After weeks of ranting about high oil prices and dragging oil company CEOs
to a show hearing, the Senate tax bill will do nothing to reduce the cost of
gasoline. The tax bill does not include additional incentives to drill for
more oil or expand refinery capacity, and if the House version of the
Deficit Reduction Act prevails, there will be no oil extracted from the
Arctic National Wildlife Refuge. Senators have no plans to offer rebates to
consumers with the $5 billion that the government will supposedly collect.
Instead, they are likely to waste it on the usual pork-barrel projects.
Aside from the greed demonstrated in the Senate bill, the collection of this
money is based on unsound economics and a government-forced change in
accounting practices that resemble the worst practices of Enron and
WorldCom. Instead of a direct tax, the Senate would force oil companies to
revalue the accounting method for oil inventories. The legislation would do
away with well-established accounting practices that have been used by many
industries since the 1930’s to impose a tax only on oil companies.

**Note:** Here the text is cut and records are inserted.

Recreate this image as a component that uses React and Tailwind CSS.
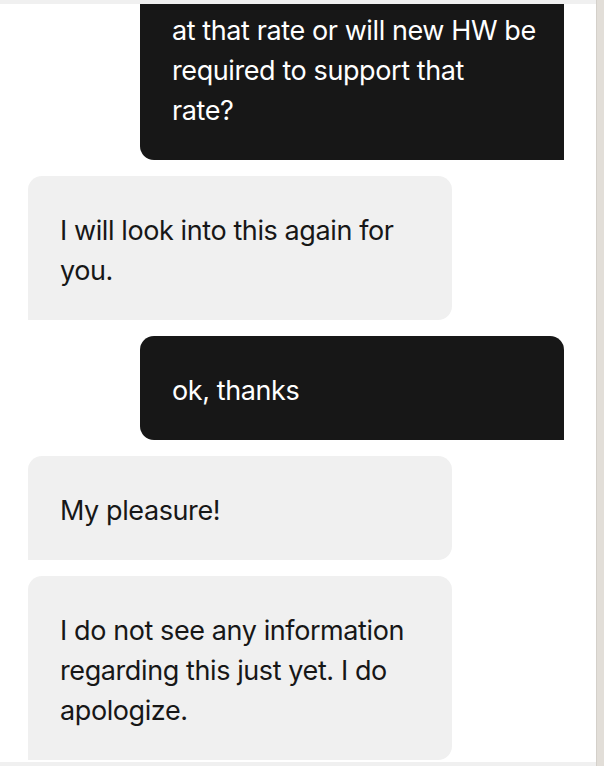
import React from "react";

// lines are pre-broken so the wrap stays the same as in the chat client
const messages = [
  {
    from: "user",
    lines: [
      "Will the old HW handle streaming",
      "at that rate or will new HW be",
      "required to support that",
      "rate?",
    ],
  },
  { from: "agent", lines: ["I will look into this again for", "you."] },
  { from: "user", lines: ["ok, thanks"] },
  { from: "agent", lines: ["My pleasure!"] },
  {
    from: "agent",
    lines: ["I do not see any information", "regarding this just yet. I do", "apologize."],
  },
];

const Bubble = ({ from, lines }) => {
  const isUser = from === "user";
  return (
    <div className={isUser ? "flex justify-end pr-[32px]" : "flex justify-start pl-[28px]"}>
      <div
        className={
          isUser
            ? "w-[424px] bg-[#171717] text-white rounded-t-[14px] rounded-bl-[14px] px-[32px] pt-[35px] pb-[29px]"
            : "w-[424px] bg-[#f0f0f0] text-[#171717] rounded-t-[14px] rounded-br-[14px] px-[32px] pt-[35px] pb-[29px]"
        }
      >
        <p className="text-[27px] leading-[40px] tracking-[-0.015em]">
          {lines.map((line, i) => (
            <span key={i} className="block whitespace-nowrap">
              {line}
            </span>
          ))}
        </p>
      </div>
    </div>
  );
};

export default function App() {
  return (
    <div
      className="flex h-[766px] w-[604px] bg-white"
      style={{ fontFamily: "Inter, 'Noto Sans', sans-serif" }}
    >
      <div className="flex flex-1 flex-col">
        <div className="h-[4px] bg-[#f0f0f0]" />
        {/* scrolled chat log, pinned to the latest message */}
        <div className="flex flex-1 flex-col justify-end overflow-hidden pb-[2px]">
          <div className="flex flex-col gap-[16px]">
            {messages.map((m, i) => (
              <Bubble key={i} {...m} />
            ))}
          </div>
        </div>
        <div className="h-[4px] bg-[#f0f0f0]" />
      </div>
      {/* scrollbar track */}
      <div className="w-[8px] border-l border-[#d4d0ca] bg-[#e2ded8]" />
    </div>
  );
}
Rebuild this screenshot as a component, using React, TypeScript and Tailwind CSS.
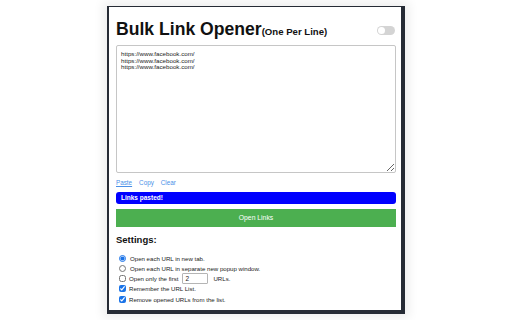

After the provision was placed in the Senate tax bill, Sen. Orrin Hatch
(R-UT) was right on point when he said, "[e]very day we have people coming
out here and giving these populist talks about how we have to bring oil and
gas prices down, and yet they do everything they can to prevent (development
of new supplies).”
If it stopped here, it would be more than enough, but another amendment to
the Senate tax bill changes the way oil companies get a tax credit for
foreign income and revenue. All industries are able to take such a credit,
but this bill selectively changes the rules for one industry. The oil
companies extract most of their supplies in foreign countries, especially
since we don’t let them do it here, and therefore have to pay taxes for that
foreign income. Denying them this tax credit puts them at a serious
disadvantage in acquiring these resources to foreign oil companies who would
not face the same tax penalty. So, the impact of this provision is to
increase our dependence on foreign oil, a consequence ignored by senators.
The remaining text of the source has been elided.